The engineers decided to increase the height of the base by 11½ feet raising it from 52′ 10″ above high water to 64′ 4″.
At Erraid, Robert Louis wrote:
“There was now a pier of stone, there were rows of sheds, railways, travelling cranes, a street of cottages, an iron house for the resident engineer, wooden bothies for the men, a stage where the courses of the tower were put together experimentally, and behind the settlement a great gash in the hillside where granite was quarried. In the bay, the steamer lay at her moorings. All day long there hung about the place the music of clinking tools, and even in the dead of night, the watchman carried his lantern to and fro in the dark settlement and could light the pipe of any midnight muser.”
The season of 1870 started late, but then conditions improved. The engineers ordered the lantern casing and optical equipment.
1871 passed without undue trouble. All dwellings at Erraid were completed, as well as the remaining courses of masonry.
By 1872 the lantern was ready to assemble with its mechanism and internal fittings. When completed the lantern rose 145 feet above sea level.
A fixed white light was displayed, with an arc of 7 degrees showing red. Dubh Artach Lighthouse was lit for the first time on 1st November 1872.

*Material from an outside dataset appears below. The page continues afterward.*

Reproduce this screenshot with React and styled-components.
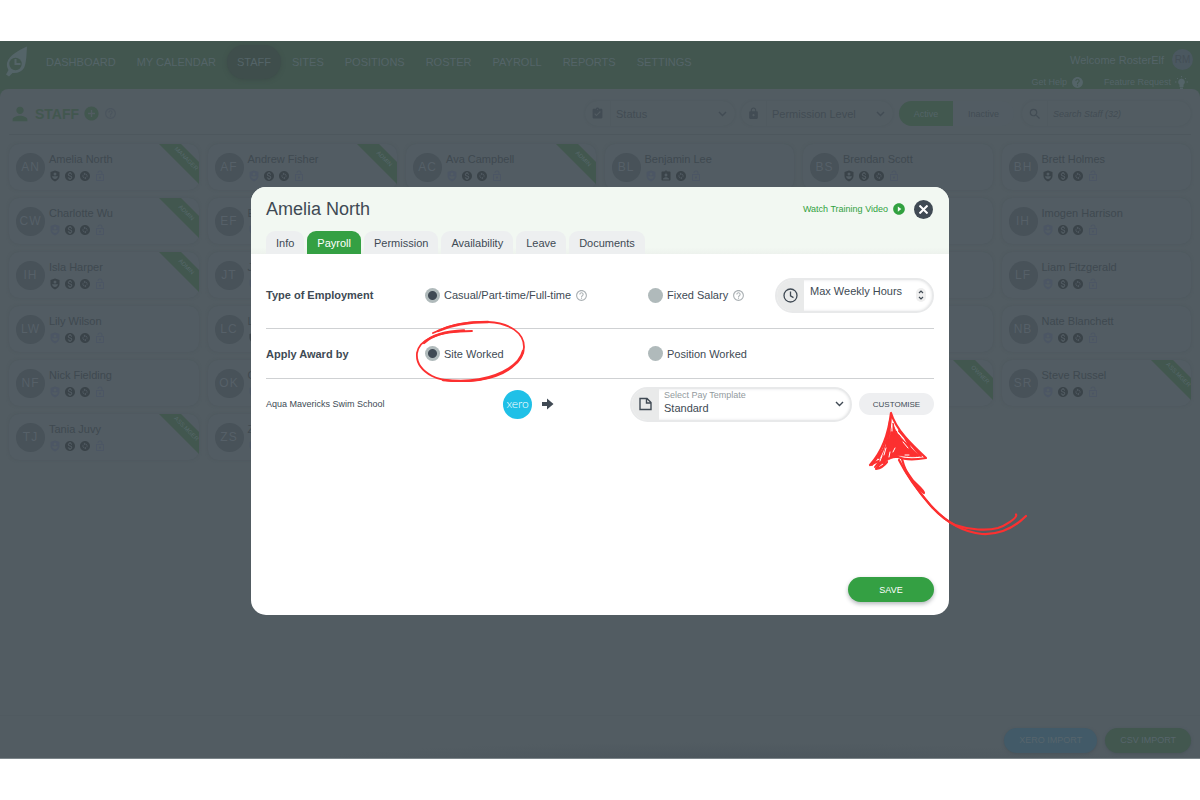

The fog bell sounded 10 seconds of rapid strokes every 30 seconds to distinguish it from the single stroke of Skerryvore Lighthouse every minute.
On 5th November 1872, less than a week after it became operational, another winter gale struck the west coast of Scotland. The copper lightning conductor was wrenched away and bent at a level with the kitchen window 92 feet above water level. The tower survived the winter.
The barrack was dismantled the following year. The remaining circular iron framework can still be seen today.
In 1890 the red band was added to make it more visible as a daymark and to avoid confusion with Skerryvore Lighthouse.
Dubh Artach was a less popular post for the keepers, as it was damp and more cramped than Skerryvore Lighthouse.
The lighthouse was converted to automatic operation on 7th October 1971. Its acetylene lamp and electric foghorn were then monitored from Ruvaal light in Islay.